Thanks to a loyal reader in Philadelphia, I now see the connection. He forwarded me a link to a story in the Guardian about how my team West Ham United went to Dubai for a training camp last week — and failed to bring along the two Israeli citizens on the team, Yossi Benayoun (pictured at left) and Yaniv Katan, because Israelis aren’t allowed into the United Arab Emirates (of which Dubai is one).
Now I don’t feel bad at all for Benayoun and Katan, who were treated instead to a team-paid vacation in Marbella, which sounds like a lot more fun than sweating on the shores of the Persian Gulf. But it was a reminder that all the talk during the Dubai Ports controversy about Dubai being a bastion of freedom and progressive thinking was maybe a bit exaggerated.

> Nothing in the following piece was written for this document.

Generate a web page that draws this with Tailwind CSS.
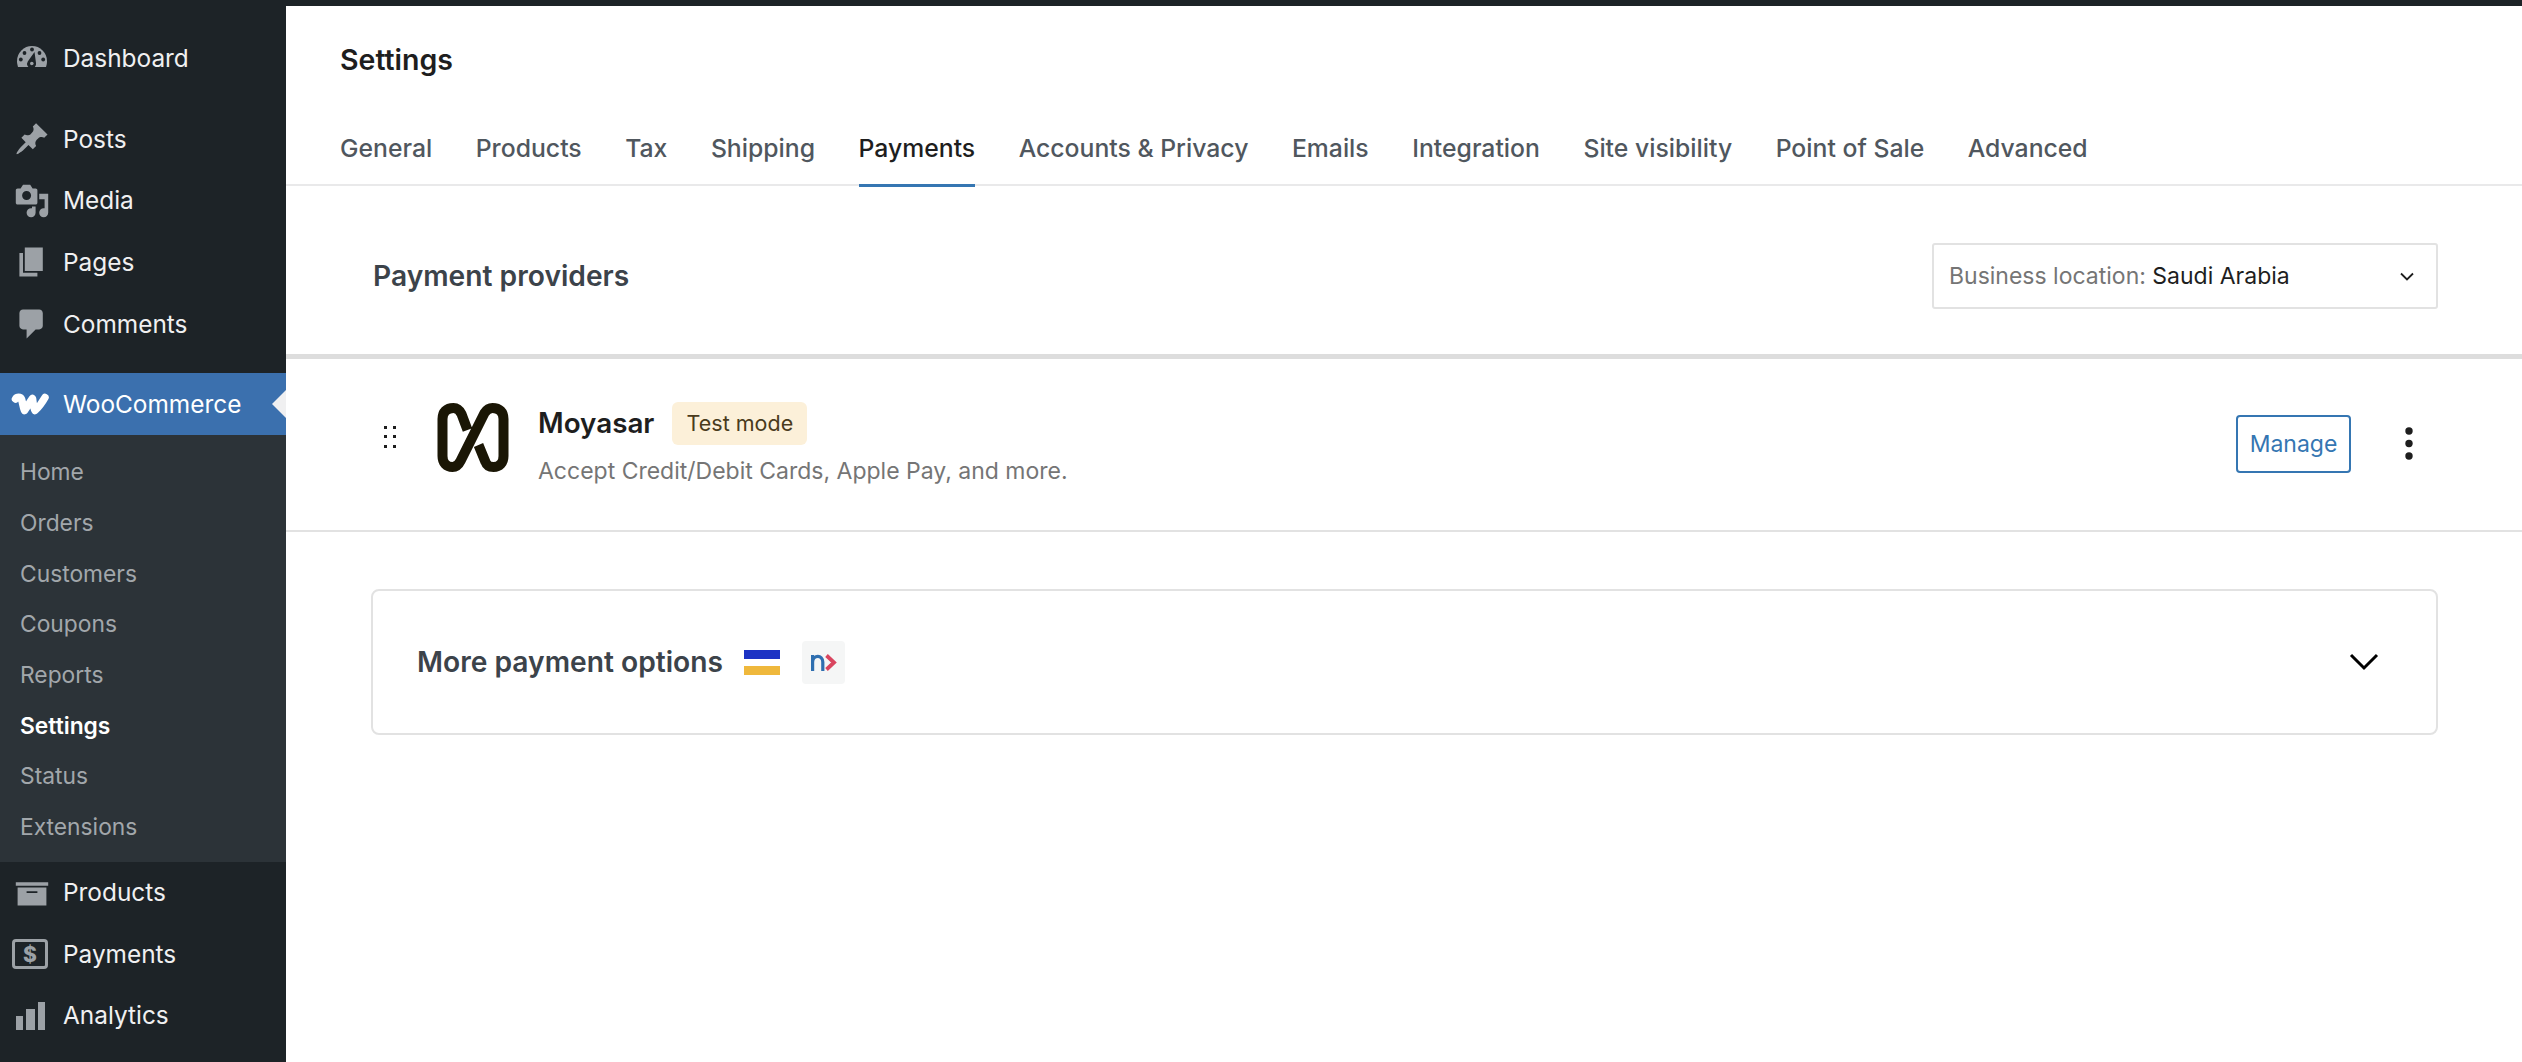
<!DOCTYPE html>
<html lang="en">
<head>
<meta charset="utf-8">
<title>Settings</title>
<script src="https://cdn.jsdelivr.net/npm/@tailwindcss/browser@4"></script>
</head>
<body class="bg-white font-['Inter',sans-serif] overflow-hidden">
<div class="w-[2522px] h-[1062px] overflow-hidden flex flex-col">
  <div class="h-[6px] bg-[#1d2327] shrink-0"></div>
  <div class="flex flex-1 min-h-0">
    <!-- Sidebar -->
    <aside class="w-[286px] shrink-0 bg-[#1d2327] text-[#f0f0f1] text-[24.400px] relative pt-[21px]">
      <a class="flex items-center h-[62px]"><span class="w-[63px] shrink-0 flex justify-center">
        <svg width="36" height="36" viewBox="0 0 36 36"><path fill="#9ca1a6" d="M4 27 C3.200 24 3 22.500 3 21 A15 15 0 0 1 33 21 C33 23 32.800 24.500 32 27 Z"/><g fill="#1d2327"><circle cx="18" cy="9.500" r="1.900"/><circle cx="10.500" cy="13" r="1.900"/><circle cx="25.500" cy="13" r="1.900"/><circle cx="6.800" cy="19.500" r="1.900"/><circle cx="29.200" cy="19.500" r="1.900"/><path d="M20.500 12 L22 23 A4.500 4.500 0 1 1 13.800 21.500 Z"/></g><circle cx="17.800" cy="23.500" r="1.800" fill="#9ca1a6"/></svg></span><span>Dashboard</span></a>
      <div class="h-[19px]"></div>
      <a class="flex items-center h-[62px]"><span class="w-[63px] shrink-0 flex justify-center">
        <svg width="36" height="36" viewBox="0 0 20 20"><path fill="#9ca1a6" d="M10.440 3.020l1.820-1.820 6.360 6.350-1.830 1.820c-1.050-.68-2.480-.57-3.410.36l-.75.75c-.92.93-1.040 2.350-.35 3.410l-1.830 1.820-2.410-2.410-2.800 2.790c-.42.42-3.380 2.710-3.800 2.290s1.860-3.390 2.280-3.810l2.790-2.790L4.100 9.360l1.830-1.820c1.050.69 2.480.57 3.400-.36l.75-.75c.93-.92 1.050-2.350.36-3.410z"/></svg></span><span>Posts</span></a>
      <a class="flex items-center h-[61px]"><span class="w-[63px] shrink-0 flex justify-center">
        <svg width="36" height="36" viewBox="0 0 20 20"><path fill="#9ca1a6" d="M13 11V4c0-.55-.45-1-1-1h-1.670L9 1H5L3.670 3H2c-.55 0-1 .45-1 1v7c0 .55.45 1 1 1h10c.55 0 1-.45 1-1zM7 4.500c1.380 0 2.500 1.120 2.500 2.500S8.380 9.500 7 9.500 4.500 8.380 4.500 7 5.620 4.500 7 4.500zM14 6h5v10.500c0 1.380-1.120 2.500-2.500 2.500S14 17.880 14 16.500s1.120-2.500 2.500-2.500c.17 0 .34.02.5.05V9h-3V6zm-4 8.050V13h2v3.500c0 1.380-1.120 2.500-2.500 2.500S7 17.880 7 16.500 8.120 14 9.500 14c.17 0 .34.02.5.05z"/></svg></span><span>Media</span></a>
      <a class="flex items-center h-[62px]"><span class="w-[63px] shrink-0 flex justify-center">
        <svg width="36" height="36" viewBox="0 0 20 20"><path fill="#9ca1a6" d="M6 15V2h10v13H6zm-1 1h8v2H3V5h2v11z"/></svg></span><span>Pages</span></a>
      <a class="flex items-center h-[62px]"><span class="w-[63px] shrink-0 flex justify-center">
        <svg width="36" height="36" viewBox="0 0 20 20"><path fill="#9ca1a6" d="M5 2h9c1.100 0 2 .9 2 2v7c0 1.100-.9 2-2 2h-2l-5 5v-5H5c-1.100 0-2-.9-2-2V4c0-1.100.9-2 2-2z"/></svg></span><span>Comments</span></a>
      <div class="h-[18px]"></div>
      <a class="flex items-center h-[62px] bg-[#3b70ae] text-white relative"><span class="w-[63px] shrink-0 flex justify-center">
        <svg class="mr-[4px]" width="38" height="22" viewBox="0 0 38 22" fill="none"><path stroke="#fff" stroke-width="7.500" stroke-linecap="round" stroke-linejoin="round" d="M4.500 6 C6 3.800 9.500 3.800 10.500 6 C11.500 9 12 14 13.500 17.500 C16 14 19 9 21.500 5.500 C22 10 22.500 14 24 17.500 C28 14 31.500 9 34 4.500"/></svg></span><span>WooCommerce</span>
        <svg class="absolute right-0 top-[17px]" width="14" height="28" viewBox="0 0 14 28"><path fill="#f0f0f1" d="M14 0 L0 14 L14 28 Z"/></svg>
      </a>
      <ul class="bg-[#2c3338] text-[#a2a7ab] text-[22.800px] pt-[12px] pl-[20px] h-[427px]">
        <li class="h-[50.700px] flex items-center">Home</li>
        <li class="h-[50.700px] flex items-center">Orders</li>
        <li class="h-[50.700px] flex items-center">Customers</li>
        <li class="h-[50.700px] flex items-center">Coupons</li>
        <li class="h-[50.700px] flex items-center">Reports</li>
        <li class="h-[50.700px] flex items-center font-semibold text-white">Settings</li>
        <li class="h-[50.700px] flex items-center">Status</li>
        <li class="h-[50.700px] flex items-center">Extensions</li>
      </ul>
      <a class="flex items-center h-[61.500px]"><span class="w-[63px] shrink-0 flex justify-center">
        <svg width="36" height="36" viewBox="0 0 20 20"><path fill="#9ca1a6" d="M19 4v2H1V4h18zM2 7h16v10H2V7zm11 3V9H7v1h6z"/></svg></span><span>Products</span></a>
      <a class="flex items-center h-[61.500px]"><span class="w-[63px] shrink-0 flex justify-center">
        <svg class="mr-[3px]" width="36" height="30" viewBox="0 0 36 30"><rect x="1.500" y="1.500" width="33" height="27" rx="2.500" fill="none" stroke="#9ca1a6" stroke-width="3"/><text x="18" y="23" text-anchor="middle" font-family="Inter, sans-serif" font-weight="800" font-size="21" fill="#9ca1a6">$</text></svg></span><span>Payments</span></a>
      <a class="flex items-center h-[61.500px]"><span class="w-[63px] shrink-0 flex justify-center">
        <svg class="mr-[2px]" width="29" height="28" viewBox="0 0 29 28"><g fill="#9ca1a6"><rect x="0" y="14" width="7" height="14"/><rect x="10" y="7" width="9" height="21"/><rect x="22" y="0" width="7" height="28"/></g></svg></span><span>Analytics</span></a>
    </aside>

    <!-- Main -->
    <main class="flex-1 min-w-0 flex flex-col">
      <div class="h-[108px] pl-[54px] flex items-center text-[#1e1e1e] text-[28.500px] font-semibold">Settings</div>
      <nav class="h-[72px] pl-[54px] flex gap-[43.500px] border-b-2 border-[#e9e9ea] text-[24.750px] font-medium text-[#50575e]">
        <a class="flex items-center pb-[1px]">General</a>
        <a class="flex items-center pb-[1px]">Products</a>
        <a class="flex items-center pb-[1px]">Tax</a>
        <a class="flex items-center pb-[1px]">Shipping</a>
        <a class="flex items-center pb-[1px] text-[#1e1e1e] border-b-[3px] border-[#3576b2] h-[73px]">Payments</a>
        <a class="flex items-center pb-[1px]">Accounts &amp; Privacy</a>
        <a class="flex items-center pb-[1px]">Emails</a>
        <a class="flex items-center pb-[1px]">Integration</a>
        <a class="flex items-center pb-[1px]">Site visibility</a>
        <a class="flex items-center pb-[1px]">Point of Sale</a>
        <a class="flex items-center pb-[1px]">Advanced</a>
      </nav>

      <section class="h-[173px] pt-[57px] pl-[87px] pr-[84px] flex justify-between items-start border-b-[5px] border-[#dddddd]">
        <h2 class="h-[66px] flex items-center text-[28.200px] font-semibold text-[#3c434a]">Payment providers</h2>
        <div class="w-[506px] h-[66px] border-2 border-[#e2e2e2] rounded-[3px] flex items-center justify-between pl-[15px] pr-[22px] text-[23px] text-[#757575]">
          <span>Business location: <span class="text-[#1e1e1e]">Saudi Arabia</span></span>
          <svg width="14" height="9" viewBox="0 0 14 9" fill="none"><path d="M1 1.500 L7 7.500 L13 1.500" stroke="#1e1e1e" stroke-width="1.800"/></svg>
        </div>
      </section>

      <div class="h-[173px] border-b-2 border-[#e2e2e2] flex items-center pl-[98px]">
        <svg class="mb-[15px] shrink-0" width="12" height="22" viewBox="0 0 12 22" fill="#1e1e1e"><rect x="0" y="0" width="3" height="3"/><rect x="9" y="0" width="3" height="3"/><rect x="0" y="9" width="3" height="3"/><rect x="9" y="9" width="3" height="3"/><rect x="0" y="19" width="3" height="3"/><rect x="9" y="19" width="3" height="3"/></svg>
        <svg class="ml-[41px] mb-[15px] shrink-0" width="72" height="69" viewBox="0 0 71 69" fill="none"><path stroke="#1a1605" stroke-width="10" d="M30 27 L24 11 C22 7 19 5 16 5 C9 5 5 9 5 16 L5 53 C5 60 9 64 15 64 C19 64 21 62 23 58 L47 10 C49 7 52 5 55 5 C62 5 66 9 66 16 L66 53 C66 60 62 64 56 64 C52 64 49 62 48 59 L41 42"/></svg>
        <div class="ml-[29px] flex flex-col mb-[1px]">
          <div class="flex items-center gap-[18px] h-[43px]">
            <span class="text-[27.800px] font-semibold text-[#1e1e1e]">Moyasar</span>
            <span class="w-[135px] h-[43px] rounded-[6px] bg-[#fcf0d9] flex items-center justify-center text-[21.500px] text-[#4a3b1c]">Test mode</span>
          </div>
          <div class="mt-[11px] h-[30px] flex items-center text-[23px] text-[#757575]">Accept Credit/Debit Cards, Apple Pay, and more.</div>
        </div>
        <button class="ml-auto w-[115px] h-[58px] mb-[1px] border-2 border-[#3576b2] rounded-[4px] text-[#3576b2] text-[23px]">Manage</button>
        <div class="w-[116px] mr-[55px] flex justify-center mb-[3px]">
          <svg width="8" height="33" viewBox="0 0 8 33" fill="#1e1e1e"><circle cx="4" cy="4" r="3.700"/><circle cx="4" cy="16.500" r="3.700"/><circle cx="4" cy="29" r="3.700"/></svg>
        </div>
      </div>

      <div class="mt-[57px] ml-[85px] mr-[84px] h-[146px] border-2 border-[#e2e2e2] rounded-[8px] flex items-center pl-[44px] pr-[57px]">
        <span class="text-[28.200px] font-semibold text-[#3c434a]">More payment options</span>
        <svg class="ml-[21px] shrink-0" width="36" height="25" viewBox="0 0 36 25"><rect width="36" height="9" fill="#1c33c4"/><rect y="16" width="36" height="9" fill="#efb83c"/></svg>
        <div class="ml-[22px] w-[43px] h-[43px] rounded-[4px] bg-[#f5f6f6] flex items-center justify-center">
          <svg width="26" height="17" viewBox="0 0 26 17" fill="none"><path stroke="#2f6fb0" stroke-width="3.200" d="M1.600 17 V1 M1.600 8 C2 0.500 11.800 0.500 11.800 8 V17"/><path stroke="#d9455f" stroke-width="3.800" d="M15.500 1.500 L23 8.500 L15.500 15.500"/></svg>
        </div>
        <svg class="ml-auto shrink-0" width="30" height="18" viewBox="0 0 30 18" fill="none"><path stroke="#000" stroke-width="3" d="M2 2 L15 15 L28 2"/></svg>
      </div>
    </main>
  </div>
</div>
</body>
</html>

Sure, Dubai is more free and progressive than its neighbor Saudi Arabia. But then, so are many European prisons (although not American ones, of course). Is Dubai a democracy? No. Is speech free there? No. More to the point, would Dubai ever let a foreign company run its port? Probably not, since Dubai is effectively one big corporation itself, with Sheik Mohammed as CEO.
None of this means we need to boycott the place. But maybe the politicians who raised all that hell about a company owned by Dubai’s government taking over operations at several American ports weren’t being completely ridiculous.
It’s one thing to let British or German or Japanese companies buy up big chunks of the U.S. economy — we do the same to theirs. Maybe it’s not so crazy, though, to think twice when those who do the buying don’t play by the same rules back home as we do. Orthodox economic theory says we shouldn’t care, of course: Money’s money. But I say economic theory that isn’t tempered with the occasional West Ham anecdote isn’t worth much.